**Short exercise**.
Extract all lines from the data beneath that include the word "React".

**Information shown**.
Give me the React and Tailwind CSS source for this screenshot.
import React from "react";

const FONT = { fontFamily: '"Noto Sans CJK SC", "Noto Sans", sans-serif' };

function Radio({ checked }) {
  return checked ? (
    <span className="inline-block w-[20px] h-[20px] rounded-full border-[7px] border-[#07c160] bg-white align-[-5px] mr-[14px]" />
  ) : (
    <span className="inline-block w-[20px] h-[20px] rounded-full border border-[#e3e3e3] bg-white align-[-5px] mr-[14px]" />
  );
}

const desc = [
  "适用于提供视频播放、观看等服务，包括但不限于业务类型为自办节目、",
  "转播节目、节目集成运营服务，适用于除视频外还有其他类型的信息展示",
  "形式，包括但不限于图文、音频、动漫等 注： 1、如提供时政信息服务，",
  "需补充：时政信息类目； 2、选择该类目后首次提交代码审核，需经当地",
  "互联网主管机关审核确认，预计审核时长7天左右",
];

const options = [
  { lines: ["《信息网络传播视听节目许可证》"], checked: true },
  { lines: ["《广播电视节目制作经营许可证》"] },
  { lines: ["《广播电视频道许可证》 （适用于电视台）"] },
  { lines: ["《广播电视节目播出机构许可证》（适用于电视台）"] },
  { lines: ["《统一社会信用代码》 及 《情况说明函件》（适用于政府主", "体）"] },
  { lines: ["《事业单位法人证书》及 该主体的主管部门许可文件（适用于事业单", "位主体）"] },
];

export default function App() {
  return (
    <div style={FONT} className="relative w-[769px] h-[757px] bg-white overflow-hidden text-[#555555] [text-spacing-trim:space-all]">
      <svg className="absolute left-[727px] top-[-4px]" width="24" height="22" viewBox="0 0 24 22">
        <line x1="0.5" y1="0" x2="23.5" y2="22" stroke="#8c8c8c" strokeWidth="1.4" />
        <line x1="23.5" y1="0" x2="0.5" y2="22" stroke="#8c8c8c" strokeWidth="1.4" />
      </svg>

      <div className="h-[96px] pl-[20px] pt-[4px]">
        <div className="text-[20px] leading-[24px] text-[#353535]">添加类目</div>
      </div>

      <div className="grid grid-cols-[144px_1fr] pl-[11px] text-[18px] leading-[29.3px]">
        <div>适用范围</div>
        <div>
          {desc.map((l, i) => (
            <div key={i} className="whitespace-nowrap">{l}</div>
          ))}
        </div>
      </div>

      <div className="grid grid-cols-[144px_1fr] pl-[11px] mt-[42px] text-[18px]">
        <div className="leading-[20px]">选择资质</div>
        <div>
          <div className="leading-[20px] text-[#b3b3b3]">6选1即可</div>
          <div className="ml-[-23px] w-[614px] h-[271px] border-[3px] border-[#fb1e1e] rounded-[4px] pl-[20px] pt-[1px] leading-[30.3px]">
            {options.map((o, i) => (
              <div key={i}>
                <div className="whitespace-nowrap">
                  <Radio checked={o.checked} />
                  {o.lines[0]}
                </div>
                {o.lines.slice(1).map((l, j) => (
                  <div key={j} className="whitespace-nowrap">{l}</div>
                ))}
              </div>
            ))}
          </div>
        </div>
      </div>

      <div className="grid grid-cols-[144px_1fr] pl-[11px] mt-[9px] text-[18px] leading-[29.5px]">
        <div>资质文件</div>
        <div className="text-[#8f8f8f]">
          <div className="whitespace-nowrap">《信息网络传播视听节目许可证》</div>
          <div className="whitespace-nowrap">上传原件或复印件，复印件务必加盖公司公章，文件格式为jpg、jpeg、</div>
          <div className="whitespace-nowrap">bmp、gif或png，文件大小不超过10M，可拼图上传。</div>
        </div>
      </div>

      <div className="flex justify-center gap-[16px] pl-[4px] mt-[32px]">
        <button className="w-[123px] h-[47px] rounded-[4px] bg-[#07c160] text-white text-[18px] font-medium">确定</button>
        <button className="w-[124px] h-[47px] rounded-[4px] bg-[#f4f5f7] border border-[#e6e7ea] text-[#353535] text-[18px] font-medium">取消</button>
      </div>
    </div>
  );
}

**Answer**.
Give me the React and Tailwind CSS source for this screenshot.
import React from "react";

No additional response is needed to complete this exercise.